Empathy is typically seen as eliciting warmth and compassion -a generally positive state that makes people do good things to others. However, empathy may also motivate aggression on behalf of the vulnerable other. Researchers at the State University of New York at Buffalo, examined whether assessed or elicited empathy would lead to situation-specific aggression on behalf of another person, and to explore the potential role of two neurohormones in explaining a connection between empathy and aggression. The study is published in Personality and Social Psychology Bulletin.
Design of the Study
Empathic impulses are aimed at reducing the suffering of the target of empathy.

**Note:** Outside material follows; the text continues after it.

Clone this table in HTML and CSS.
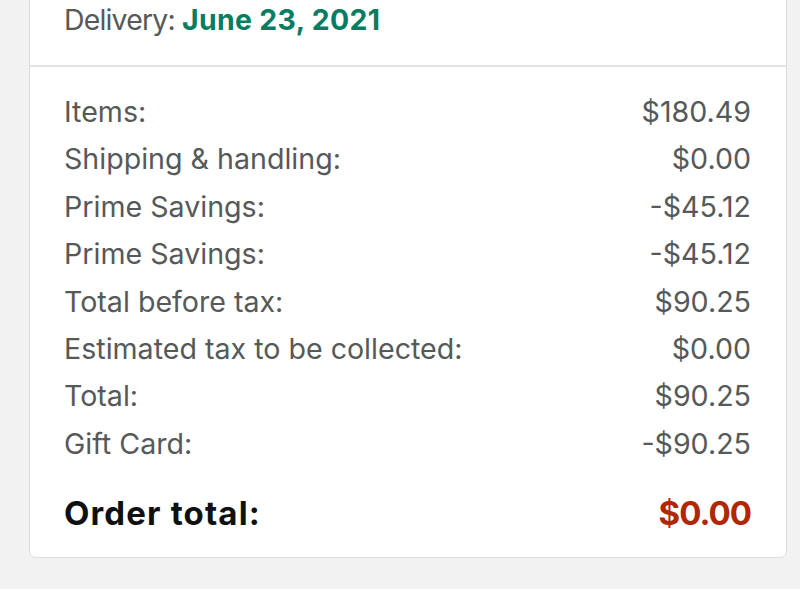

Sometimes aggression may be the response that is perceived to best address the need of the other, or best suited to end their suffering. This effect may, in part, be due in part to physiological changes that occur in the body as a result of empathy. The research focused on two neurohormones, oxytocin and vasopressin. Oxytocin has been associated with empathy in previous research, and also with protective aggression. Vasopressin has been much more commonly studied in the animal literature, but has similarly been associated with aggression to defend a mate or offspring.
The first study asked participants to write and answer questions about a time in the past 12 months where they witnessed a close other being hurt physically or emotionally by a third party other than themselves. The results illustrate that empathy, not trait aggression or perceptions of emotional threat toward the self, motivated predicted aggression of the participants.